[Start STORED ROWS]
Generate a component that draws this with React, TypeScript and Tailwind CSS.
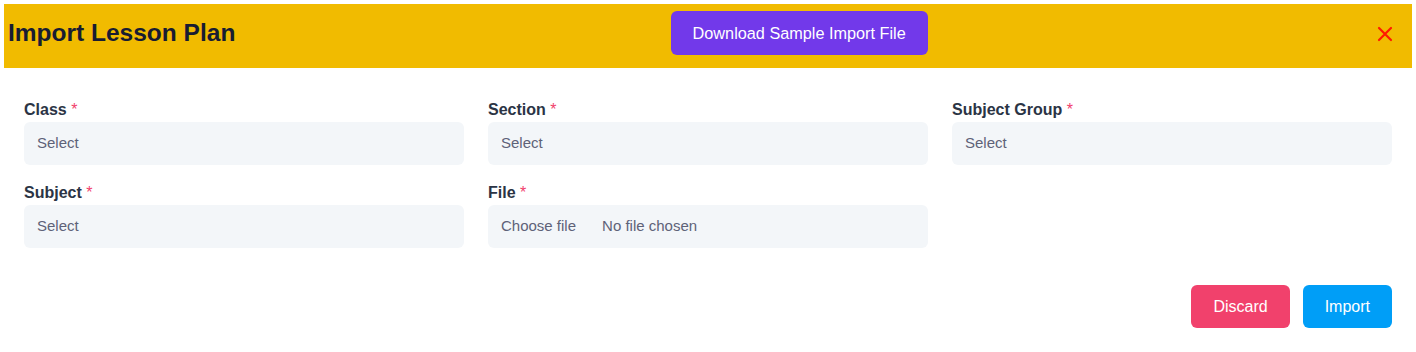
import React from 'react';

const font = { fontFamily: '"Liberation Sans", Arial, sans-serif' };

function Label({ text }: { text: string }) {
  return (
    <label className="mb-[2px] block h-5 text-[16px] leading-5 font-bold text-[#2b3445]">
      {text} <span className="text-[#f1416c] font-normal">*</span>
    </label>
  );
}

function SelectField({ label }: { label: string }) {
  return (
    <div className="flex flex-col">
      <Label text={label} />
      <div className="flex h-[43px] items-center rounded-md bg-[#f3f6f9] px-[13px] text-[15px] text-[#5e6278]">
        Select
      </div>
    </div>
  );
}

function FileField() {
  return (
    <div className="flex flex-col">
      <Label text="File" />
      <div className="flex h-[43px] items-center rounded-md bg-[#f3f6f9] px-[13px] text-[15px] text-[#5e6278]">
        <span className="mr-[26px]">Choose file</span>
        <span>No file chosen</span>
      </div>
    </div>
  );
}

export default function App() {
  return (
    <div className="h-[352px] w-[1416px] bg-white p-1" style={font}>
      {/* Header */}
      <div className="flex h-16 items-center justify-between bg-[#f1bb00] pl-[4px] pr-[19px] pb-[6px]">
        <h1 className="text-[24.5px] font-bold text-[#181c32]">Import Lesson Plan</h1>
        <button className="mr-[14px] h-[44px] rounded-md bg-[#7239ea] px-[22px] text-[16.25px] text-white">
          Download Sample Import File
        </button>
        <svg width="16" height="16" viewBox="0 0 16 16" className="mt-[2px]">
          <path d="M2 2 L14 14 M14 2 L2 14" stroke="#ff1a00" strokeWidth="2.2" strokeLinecap="round" />
        </svg>
      </div>

      {/* Form */}
      <div className="px-5 pt-[32px]">
        <div className="grid grid-cols-3 gap-x-6 gap-y-[18px]">
          <SelectField label="Class" />
          <SelectField label="Section" />
          <SelectField label="Subject Group" />
          <SelectField label="Subject" />
          <FileField />
        </div>
        <div className="mt-[37px] flex justify-end gap-[13px]">
          <button className="h-[43px] rounded-md bg-[#f1416c] px-[22px] text-[16px] text-white">Discard</button>
          <button className="h-[43px] rounded-md bg-[#009ef7] px-[22px] text-[16px] text-white">Import</button>
        </div>
      </div>
    </div>
  );
}
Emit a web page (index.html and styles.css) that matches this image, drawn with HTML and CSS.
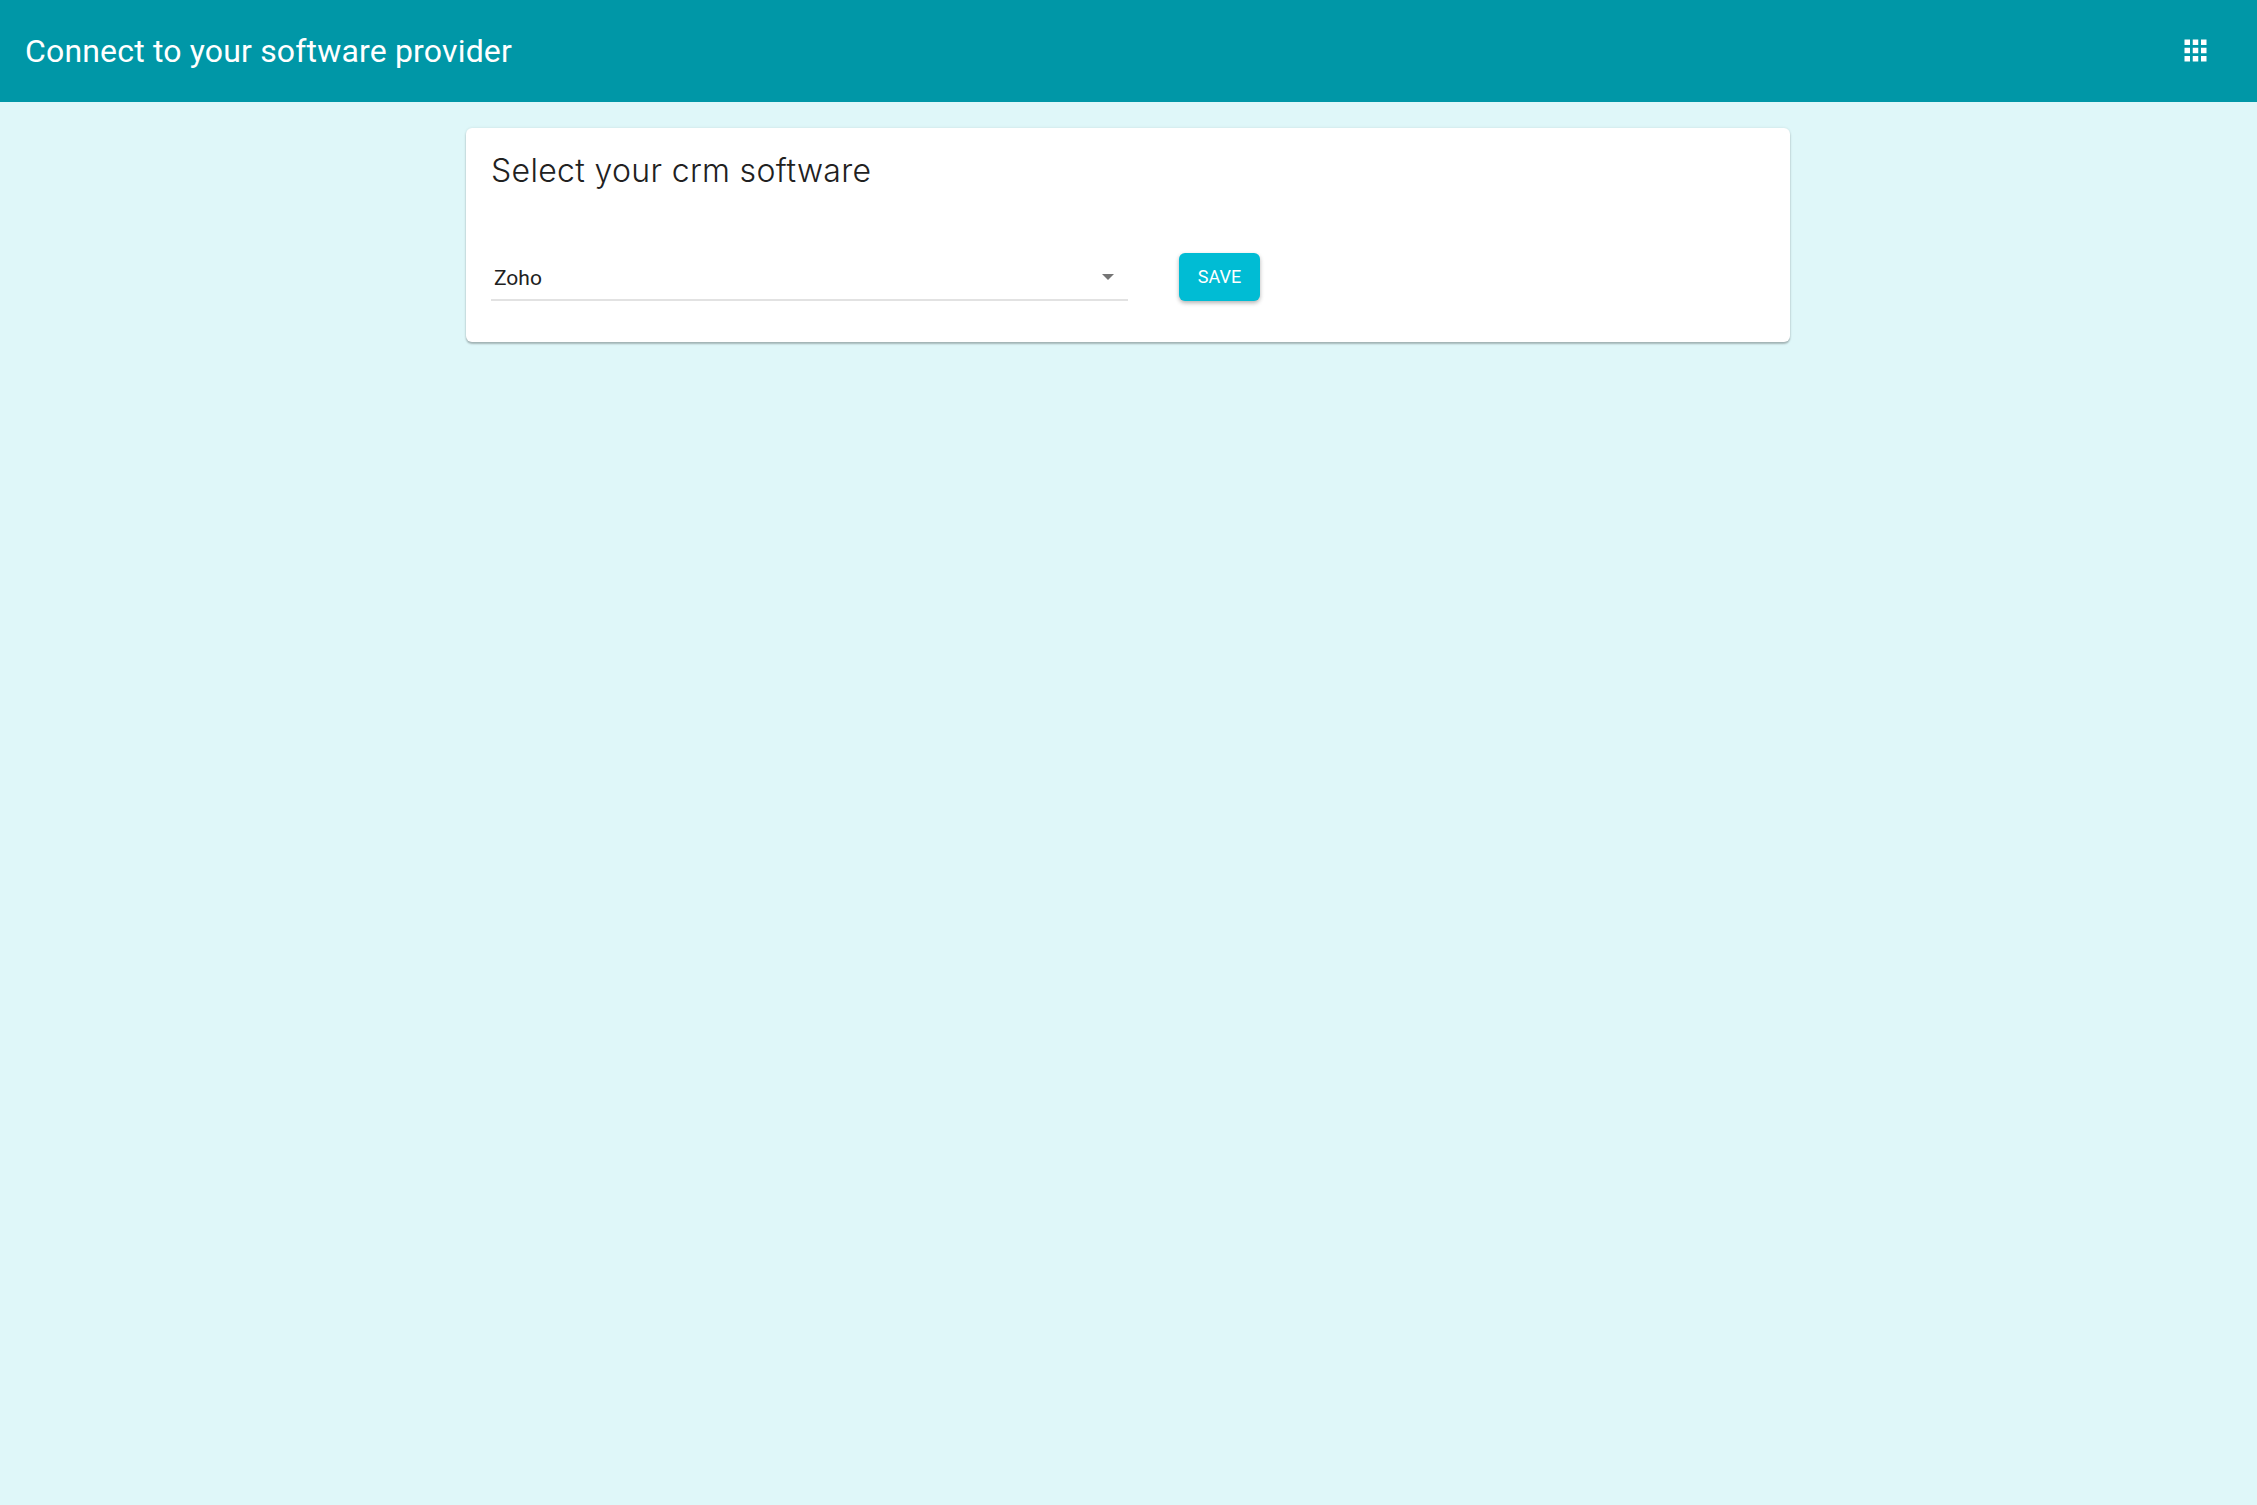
[End STORED ROWS]
WHAT YOU WILL DO:
Pull every line containing the word "React" out of the material.

SOLUTION BELOW:
Generate a component that draws this with React, TypeScript and Tailwind CSS.
import React from 'react';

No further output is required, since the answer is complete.